Around 11 a.m., a commercial motor vehicle's trailer separated from the tractor on the Route 293 northbound at the Exit 6 off ramp in Manchester, causing the ramp to be shut down for approximately two hours.

There were two other incidents involving commercial motor vehicles causing delays to commuters. A jackknifed tractor trailer in the high speed lane, southbound on the Everett Turnpike in Nashua shut down two lanes of travel for several hours. Occurring at the same time was a tractor trailer unit stuck on the exit two on-ramp on I-93 northbound in Salem, closing the ramp for approximately 20 minutes.

Earlier Friday morning, Trooper David Myer arrested the operator of a motor vehicle for possession of marijuana on I-93 southbound in Manchester. The operator was identified as 19-year-old Joseph Tower of Tewksbury, Mass. He was bailed and released with a Manchester court date.

State police urge drivers to remain vigilant while operating on the roadways, especially during commuting hours and in inclement weather.

Margie March 08, 2013 at 09:30 PM
New Hampshire highway department totally sucks caring for the interstates during snowy and icy weather.
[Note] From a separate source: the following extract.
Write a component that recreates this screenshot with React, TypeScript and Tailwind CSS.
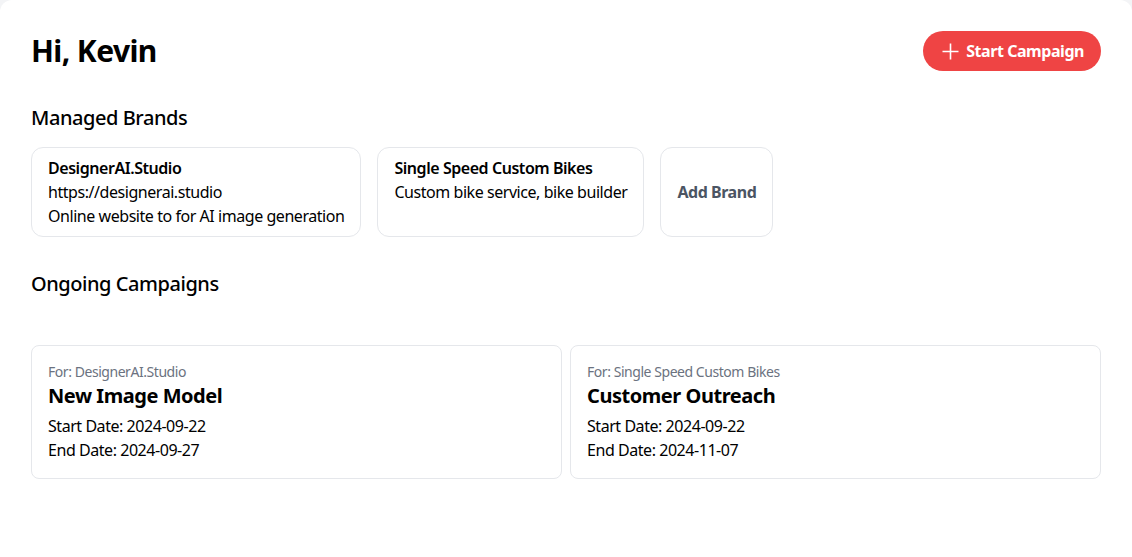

The highway chief should be fired! It is deplorable how they manage the salting and plowing operations. They take so long to tend to the roads and when they finally do get out there it seems they milk the operations for the overtime. WE DESRVE BETTER NH! I guess it's all about saving a buck for the state when it comes to spending monies on the calcium chlorides, and salt for the roadways. They wait so long to tend to the roads and before you know it it's too late....they lost the roadway…we are now left with taking our lives in our own hands in fighting our way home in treacherous road conditions driving, and hydroplaning on hard and soft packed slush ice. We pay enough taxes, and as taxpayers we deserve better. You or your loved ones could be next on the casualty list if you all don't speak out about how much of a lousy job they do in caring for our roads. I don’t want to hear about how difficult it is to deal with the salting and plowing operations because of the traffic on the roadways. If it was planned right maybe temporarily reduce traffic to one side and take it section or exit to exit and or alternate closing lanes while running the equipment tandem to clear the roadways. Do something other than sitting on your hands.